There is always the possibility that people can make things happen, simply by just doing it. That’s how leaders work. They don’t wait.
“There are people everywhere
who see something that needs to be done
and start doing it,
without the government’s permission
or advice or waiting for grants
...they just do it.”
So there is always the possibility of recognizing what is right, and just starting to do something about it, and we would encourage people to do this...everyone...everywhere...whenever we see something that needs to be done...don’t wait. But we know how hard that can be, how much courage it takes, and how risky it can feel, even dangerous sometimes.
Making change is always risky. There are lots of “I don’t know(s)” involved. Our own experience is that there is rarely a good reason to be alone when facing the “I don’t know(s)” of making change about something that is important. There is almost always someone else around who cares about the same thing that we care about. And those of us who care about the same things need each other. We believe it is best if we find good company on the journey to do something about what is important.
Recently we had the opportunity to spend a couple of days with 240 people in Missouri. They were a somewhat mixed group. There were “advocates”, some of whom were people with disabilities, some were parents and/or brothers and sisters of someone with a disability; there were people who worked for a service provider agency as direct support professionals, managers, and executive leaders; there were service coordinators; and the hosts of this gathering were people who worked for the state Division on Developmental Disabilities. We were all gathered to think about what we could do to make it possible for people with disabilities to direct their own lives and the ways they are supported.
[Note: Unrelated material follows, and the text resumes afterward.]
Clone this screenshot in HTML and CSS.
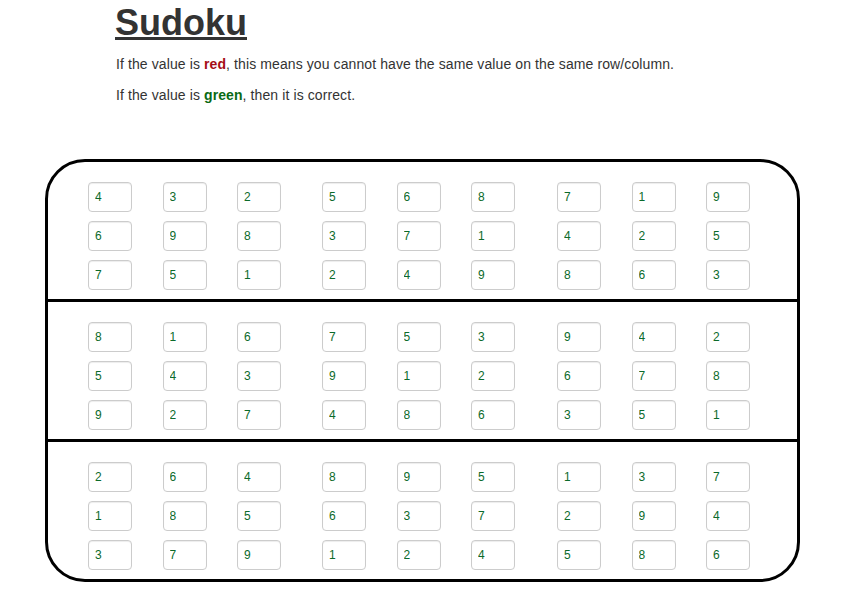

Patti shared stories of real people that Neighbours Inc. has worked for over the last 17 years, people who live in their own “home”, hire and manage their personal assistants, consider how best to responsibly use the money resources that are available to them, and have sustained and developed relationships with family and people who have become friends. Patti shared how messy that can be, how it is always incomplete, there is always more to do, and we make mistakes all along the way. But in the end people feel like it is “their messiness”, and they figure things out along the way with people who they choose to help them think and act.
Patti has shared these experiences all over the world. When people in the group hear about how this is possible, they are either renewed in their passion to figure it out, or they have some internal shift, moving from “it is not possible” toward “I don’t know how we can do that here”.
Among the most talked about themes, was the notion that we need to “trust” each other” if we are going to make changes so that people can have a life that is theirs, not their parents, or the agency’s, or the state’s. Of course, the good people of Missouri are not the first to have told us this. We hear it everywhere we go. And we hear the stories about why we don’t trust each other, the long history of “us” and “them”. We hear about the “silos” that we live and work in that keep us separated...silos of individuals and self-advocates, families, providers, and state bureaucracy. And we hear about the divisions that create silos within silos.Our experience is that within each of these silos, there are people who see that people directing their own lives is important, and know that something needs to be done. But the silos create the illusion that we are separate. The silos create practical divisions, where we don’t see each other, we don’t know each other, so we don’t even know that we care about the same things. We don’t know that we could have good company with people from other silos who have perspectives and resources that could make the whole journey more exciting, more possible, less lonely. We could have company that gives us the courage to “see what needs to be done, and just do something, without waiting for permission”.
Our separateness is designed.
On some level we know that we need each other, that our separateness does not make us feel good about each other, or ourselves. We know that we are wasting precious energy and time, working in our silos.
So why do we keep doing it?
- What stops us from gathering across silos to “figure out” what we can do about what we know is important?
- What is stopping us from designing a new way of being together, learning from each other, and trying things together?